Ainda nessa época, quem não se lembra dos “falados” Carnavais de Cururupu, Pinheiro, Barra do Corda e Guimarães? Aliás, que bola fora do governo ao não investir na belíssima praia de Araoca! Nem mesmo a recém-inaugurada Estrada dos Poetas foi suficiente para justificar um bom investimento na região. Enfim, um governo que se autossabota.
Falando em investimento, o governo do Estado declarou à revista Exame que investiu R$ 68 milhões no Carnaval deste ano, com a expectativa de um retorno quatro vezes maior, segundo estimativas do próprio governo. Consultei alguns amigos economistas e não conseguimos encontrar equilíbrio nessa conta — tampouco lógica —, ainda mais considerando que camarotes privados cobram até R$ 700 para quem deseja uma visão privilegiada da festa. Ou seja, o governo paga cachês milionários para atrações, enquanto um seleto grupo explora a venda de ingressos.
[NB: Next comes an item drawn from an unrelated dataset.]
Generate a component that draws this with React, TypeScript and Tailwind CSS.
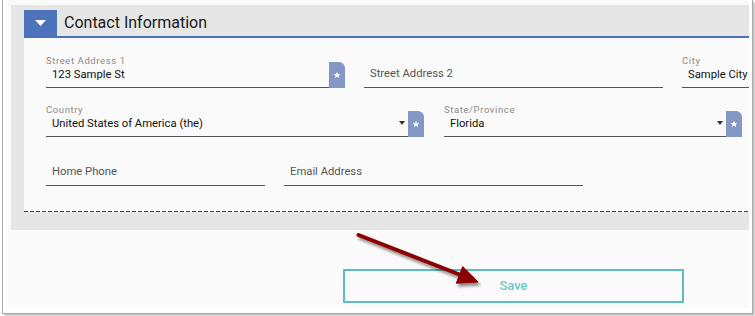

Não há como não ser empreendedor desse jeito, não é verdade?
Outro ponto que chama atenção é que, apesar de o governo do Estado afirmar que adota uma política municipalista, concentrou seu investimento na capital, esvaziando o Carnaval nos municípios. Como consequência, pequenos comerciantes do interior, que esperavam faturar nesse período, ficaram ao relento. É como no ditado popular: “cobertor de pobre, quando cobre a cabeça, descobre os pés”.
Já o prefeito Eduardo Braide investiu cerca de R$ 20 milhões no Carnaval de São Luís, com destaque para uma megaestrutura instalada desde o Réveillon e uma grande quantidade de atrações nacionais. A disputa de popularidade entre o prefeito e o governador Carlos Brandão ficou evidente, com ambos apostando no populismo midiático do “pão e circo” para gerar engajamento nas redes sociais.
O resultado prático dessa disputa foi, mais uma vez, a desvalorização da cultura maranhense em todos os níveis. O adiamento dos desfiles das escolas de samba e dos blocos tradicionais, o tratamento dado aos artistas locais como meros coadjuvantes e a “baianização” das tradições culturais financiadas com dinheiro público escancaram essa realidade, com resultados maquiados por uma opinião influenciada e bem remunerada.
A conta vai pesar mesmo quando a ficha cair e a população perceber a precariedade da educação municipal, o passe livre estudantil que o prefeito alega não ter verba para implantar, o Estádio Nhozinho Santos fechado, as estradas do Maranhão esburacadas e as pontes precárias, de responsabilidade do governo estadual, em todo o estado.
Mas, no São João, a esperança do povo será renovada. Vem aí “o maior São João do Brasil” e, com ele, uma enxurrada de cachês milionários antecipados para artistas sertanejos, enquanto os grupos de bumba meu boi terão que esperar um ano para receber. Mas o povão vai comparecer. Afinal, a massa, bem batida, molda o pão e o circo.